La Llorona legend

Main piece:

The following is transcribed from a conversation between the informant and interviewer.

Informant: The llorona was a woman, a very beautiful woman but very poor. And well… she was very pretty so a lot of men went after her but she fell in love with a wealthy man. 

Interviewer: Did she marry him? 

Informant: Yes, they marry but… um the husband’s father didn’t like her because she was poor. I don’t know if it was in the revolution, yes or actually I’m not sure. The point is that in the revolution, the husband gets killed. And the father-in-law took her kids to educate them himself and left her on the street. She pretty much loses everything, and he makes sure to leave her nothing. 

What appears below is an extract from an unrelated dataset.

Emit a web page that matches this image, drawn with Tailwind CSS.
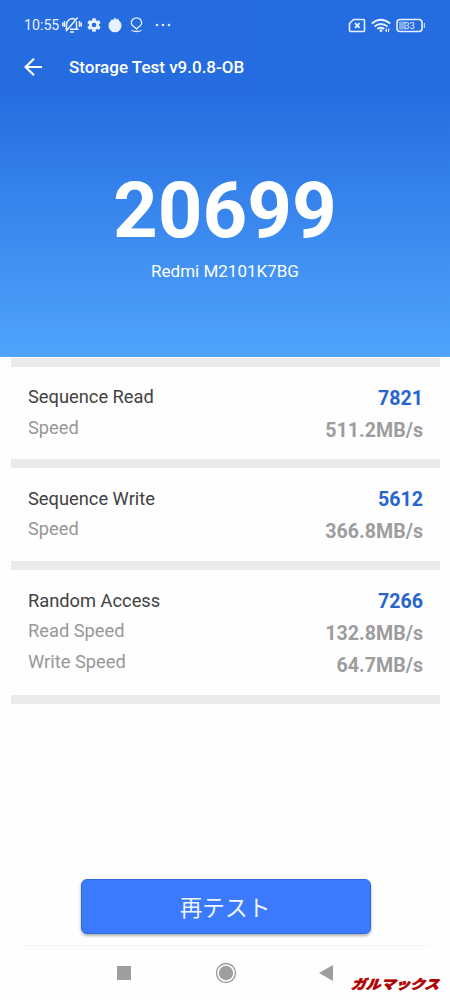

Interviewer: And did she kill herself or what? 

Informant: No, she saw death and hunger and war but she was always looking for her children. She sees a lot of things that haunt her. She cried for her children and would call others to help her find her children but no one believed her because of her poor appearance. And finally, she dies searching for her children… but she dies sick, unprotected, poor, and crazy for everything she lived and saw with the wars in that time. She dies young, she doesn’t die old. But she always expressed the love and her necessity in finding her children. And from that point on, in the pueblos… umm it’s said that since she dies without finding her children, her soul never rests and she goes about yelling through the walls and streets searching and calling for her children.

Interviewer: This version is very different from the story I hear all the time. 

Informant: This story was the one that my grandmother would tell me and my sister and she would say that La Llorona was very beautiful… but very beautiful. And in the ranch, when the sun was setting, my aunt would call us in because in Queretaro… write down that it was in Queretaro… 

Interviewer: Yeah I got it.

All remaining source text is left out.